I closed my eyes, and when I opened them, the train had filled.  An older woman was standing at the bar next to me.  Speedily, I moved my bags to my feet.  “Oh,” she said, as she fell into the seat, “you looked at me and just KNEW I’d had a long day.”

Why, she continued, was everyone so CRANKY today?  Everyone! The post office, the library, everywhere she’d gone.  It was making her feel bad about the world.  “Now I,” she said, “I try to smile at everyone.  I try to be nice to them all.  What’s the point, otherwise?  There’s just no need to be cranky like that.”

Maybe, I postulated, they’d had a really, really terrible day.  Maybe something awful had happened to them and they’re just trying to get by.

She looked suspicious.  “Well, now, that’s a thought.  But all of them?  I don’t know.”

She settled back, adjusted her scarf, and kept talking.  I tried to participate in the conversation – see!  Not everyone’s unfriendly! – but it wasn’t really necessary.  She just wanted to chat, it didn’t matter if I chatted back or not.

She lives in Harlem now, but that was a mistake, moving out of Brooklyn.  And what’s the point, since she still goes back to Brooklyn for everything she needs anyway?  That’s where the stores are she knows.  Look at her, on the train for an hour just to get home from running her errands.  She lives alone, but she likes that.  The kids are grown, and it’s nice to have some quiet.  She’s abstinent now, also.  Might as well be, at her age, but she has an ex-boyfriend who keeps sniffing around, thinking he knows where X marks the spot.  “I told him, honey, you just need to dig elsewhere.  I gave up on all that, because I want to find myself.”  She paused.  “Well, no.  I found myself a long time ago – I just want to confirm it.”

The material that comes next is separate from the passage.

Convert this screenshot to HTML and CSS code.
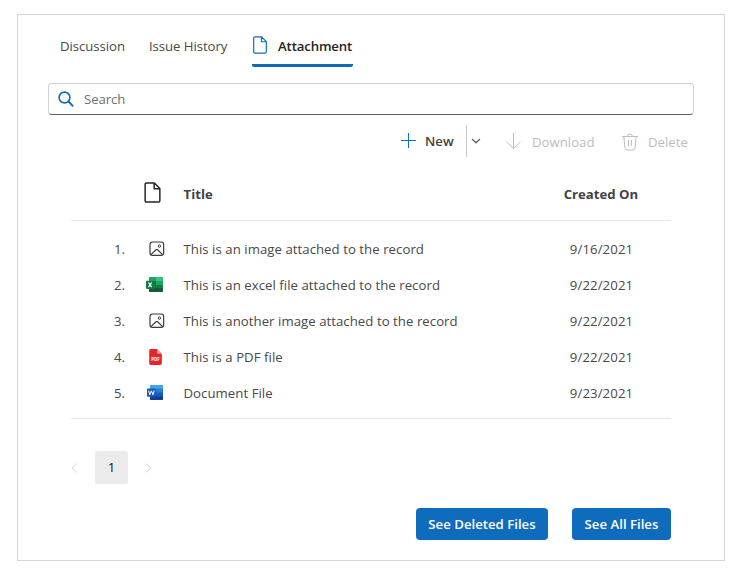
FILE: index.html
```
<!DOCTYPE html>
<html lang="en">
<head>
<meta charset="utf-8">
<title>Attachments</title>
<link rel="stylesheet" href="styles.css">
</head>
<body>
<svg width="0" height="0" class="defs" aria-hidden="true">
  <symbol id="page" viewBox="0 0 16 20"><path d="M2.2 1H9.8L15 6.2V17.8Q15 19 13.8 19H2.2Q1 19 1 17.8V2.2Q1 1 2.2 1ZM9.6 1.2V6.4H14.8" fill="none" stroke="currentColor" stroke-linejoin="round"/></symbol>
  <symbol id="image" viewBox="0 0 16 16"><rect x="1" y="1" width="13.6" height="13.4" rx="2.4" fill="none" stroke="#3b3b3b" stroke-width="1.2"/><path d="M2 13.6L7 8.8Q7.8 8.1 8.6 8.8L13.6 13.6" fill="none" stroke="#3b3b3b" stroke-width="1.2"/><circle cx="10.4" cy="5.1" r="1.2" fill="none" stroke="#3b3b3b"/></symbol>
</svg>
<main class="panel">
  <nav class="tabs">
    <a class="tab t-disc">Discussion</a>
    <a class="tab t-hist">Issue History</a>
    <a class="tab active"><svg class="tab-icon" viewBox="0 0 16 20"><use href="#page" width="16" height="20"/></svg><span>Attachment</span></a>
  </nav>
  <div class="search">
    <svg width="16" height="16" viewBox="0 0 16 16" fill="none" stroke="#0f6cbd"><circle cx="6.5" cy="6.5" r="5.4" stroke-width="1.6"/><path d="M10.5 10.5L14.7 14.8" stroke-width="1.9" stroke-linecap="round"/></svg>
    <span>Search</span>
  </div>
  <div class="toolbar">
    <button class="new"><svg width="16" height="16" viewBox="0 0 16 16"><path d="M0 7.5H15M7.5 0V15" stroke="#0f6cbd"/></svg><span>New</span></button>
    <button class="split"><svg width="10" height="6" viewBox="0 0 10 6"><path d="M1 1L5 4.8L9 1" fill="none" stroke="#616161" stroke-width="1.2"/></svg></button>
    <button class="tool download"><svg width="16" height="17" viewBox="0 0 16 17" fill="none" stroke="#bdbdbd"><path d="M7.5 0V15.5M.5 8.7L7.5 15.7L14.5 8.7"/></svg><span>Download</span></button>
    <button class="tool delete"><svg width="16" height="18" viewBox="0 0 16 18" fill="none" stroke="#bdbdbd"><path d="M0 3.5H16M5.6 3.3Q5.6 1 8 1T10.4 3.3M1.8 3.5L3 15.2Q3.2 17 5 17H11Q12.8 17 13 15.2L14.2 3.5M6.5 7V13M9.5 7V13"/></svg><span>Delete</span></button>
  </div>
  <section class="table">
    <div class="row head"><span></span><svg class="head-icon" viewBox="0 0 16 20"><use href="#page" width="16" height="20"/></svg><span class="title">Title</span><span class="date">Created On</span></div>
    <div class="rows">
      <div class="row"><span class="num">1.</span><svg class="icon" viewBox="0 0 20 16"><use href="#image" x="4" width="16" height="16"/></svg><span class="title">This is an image attached to the record</span><span class="date">9/16/2021</span></div>
      <div class="row"><span class="num">2.</span><svg class="icon" viewBox="0 0 20 16"><rect x="4" y="0" width="14" height="15" rx="1" fill="#107c41"/><path d="M4 4V1Q4 0 5 0H11V4Z" fill="#21a366"/><path d="M11 0H17Q18 0 18 1V4H11Z" fill="#33c481"/><path d="M11 4H18V8H11Z" fill="#21a366"/><path d="M4 11H18V14Q18 15 17 15H5Q4 15 4 14Z" fill="#185c37"/><rect x="1" y="3.7" width="8.2" height="8.2" rx=".8" fill="#107c41"/><path d="M3.5 5.5L6.7 10.2M6.7 5.5L3.5 10.2" stroke="#fff" stroke-width="1.2"/></svg><span class="title">This is an excel file attached to the record</span><span class="date">9/22/2021</span></div>
      <div class="row"><span class="num">3.</span><svg class="icon" viewBox="0 0 20 16"><use href="#image" x="4" width="16" height="16"/></svg><span class="title">This is another image attached to the record</span><span class="date">9/22/2021</span></div>
      <div class="row"><span class="num">4.</span><svg class="icon" viewBox="0 0 20 16"><path d="M5.7 0H12L16.8 4.7V14.2Q16.8 16 15 16H6Q4.2 16 4.2 14.2V1.5Q4.2 0 5.7 0Z" fill="#e5252a"/><path d="M12 0V3.4Q12 4.7 13.3 4.7H16.8Z" fill="#f7a3a5"/><text class="pdf" x="10.5" y="11.8" text-anchor="middle">PDF</text></svg><span class="title">This is a PDF file</span><span class="date">9/22/2021</span></div>
      <div class="row"><span class="num">5.</span><svg class="icon" viewBox="0 0 20 16"><rect x="5" y="0" width="13" height="15" rx="1" fill="#2b7cd3"/><path d="M5 3.8V1Q5 0 6 0H17Q18 0 18 1V3.8Z" fill="#41a5ee"/><path d="M5 7.5H18V11.3H5Z" fill="#185abd"/><path d="M5 11.3H18V14Q18 15 17 15H6Q5 15 5 14Z" fill="#103f91"/><rect x="2" y="3.5" width="8.8" height="8.2" rx=".8" fill="#185abd"/><path d="M3.6 5.5L4.8 9.8L6.4 5.8L8 9.8L9.2 5.5" fill="none" stroke="#fff"/></svg><span class="title">Document File</span><span class="date">9/23/2021</span></div>
    </div>
  </section>
  <div class="pager">
    <svg width="7" height="10" viewBox="0 0 7 10"><path d="M6 .5L1 5L6 9.5" fill="none" stroke="#d6d6d6"/></svg>
    <span class="current">1</span>
    <svg width="7" height="10" viewBox="0 0 7 10"><path d="M1 .5L6 5L1 9.5" fill="none" stroke="#d6d6d6"/></svg>
  </div>
  <div class="actions"><button class="primary b1">See Deleted Files</button><button class="primary b2">See All Files</button></div>
</main>
</body>
</html>
```
FILE: styles.css
```
* { box-sizing: border-box; }
body { margin: 0; background: #fff; color: #484848; font: 13.2px/20px "Open Sans", "Noto Sans", sans-serif; white-space: nowrap; }
svg { display: block; flex: none; }
.defs { position: absolute; }
button { border: 0; padding: 0; background: none; font: inherit; color: inherit; display: flex; align-items: center; }
.panel { width: 708px; height: 547px; margin: 14px 0 0 17px; border: 1px solid #d6d6d6; padding: 0 30px; }
.tabs { display: flex; padding: 21px 0 0 12px; height: 68px; }
.tab { height: 31px; letter-spacing: -.06px; }
.t-disc { width: 89px; }
.t-hist { width: 103px; }
.tab.active { width: 101px; display: flex; color: #242424; font-weight: 600; border-bottom: 3px solid #0f6cbd; border-radius: 2px; letter-spacing: -.14px; }
.tab-icon { width: 16px; height: 18px; color: #0f6cbd; margin-right: 10px; stroke-width: 1.3; }
.search { height: 32px; border: 1px solid #d1d1d1; border-bottom-color: #616161; border-radius: 4px; display: flex; align-items: center; gap: 10px; padding-left: 9px; color: #707070; letter-spacing: -.1px; }
.toolbar { display: flex; height: 32px; margin: 10px 0 0 353px; align-items: center; }
.new { width: 65px; gap: 8px; font-weight: 600; color: #424242; }
.split { width: 40px; height: 32px; border-left: 1px solid #c4c4c4; padding-left: 4px; }
.tool { color: #bdbdbd; gap: 10px; padding-top: 1px; }
.download { width: 116px; }
.table { width: 600px; margin-left: 23px; }
.row { display: grid; grid-template-columns: 74px 38.5px 367.5px 120px; height: 36px; align-items: center; }
.head { height: 64px; border-bottom: 1px solid #e8e8e8; padding-top: 10px; font-weight: 700; color: #424242; }
.head-icon { width: 17px; height: 21px; color: #242424; stroke-width: 1.4; margin: -2px 0 0 -1px; }
.rows { height: 198px; padding-top: 10px; border-bottom: 1px solid #e8e8e8; }
.rows .title { letter-spacing: .045px; }
.num { justify-self: start; margin-left: 43px; }
.icon { width: 20px; height: 16px; }
.pdf { font: 700 4.4px "Open Sans", sans-serif; fill: #fff; }
.date { width: 101px; text-align: center; letter-spacing: .1px; }
.head .date { width: 100px; letter-spacing: 0; }
.pager { display: flex; align-items: center; gap: 17px; margin: 32px 0 0 23px; height: 33px; }
.current { width: 33px; height: 33px; border-radius: 2px; background: #ebebeb; color: #111; text-align: center; line-height: 33px; }
.actions { display: flex; gap: 24px; margin: 24px 0 0 368px; }
.primary { height: 32px; border-radius: 4px; background: #0f6cbd; color: #fff; font-weight: 600; justify-content: center; }
.b1 { width: 132px; }
.b2 { width: 99px; }
```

Her stop came before mine, and she stood, trailing off in the middle of a story about her son, waving goodbye, hoping I had a good night.  And the train was quiet.

In fairy tales, the sisters meet an old woman:  by the well, asking for a drink of water; by a stream, asking for help across; in a forest, asking for a bite of bread.  She’s really a fairy, and the sister who ignores her is punished, the sister who listens, rewarded.  What if this is our equivalent – the woman on the subway wanting a chat?  What if our test is not to offer a drink of water, but to be willing to put down the phone or the book and be together, in the same space?  To be willing to say hello?  Wouldn’t it be wonderful if the old woman by the well now wanders New York’s subway lines, sitting beside commuters to see how they’ll react?

Fairy tales tend to have pretty basic morals.  There’s no reason to not pay attention to them, still:

Follow through on your promises.  Don’t try to kill your stepdaughter or your wife.  Don’t underestimate the youngest son.  And be nice to everyone, because you never know who’s a fairy in disguise.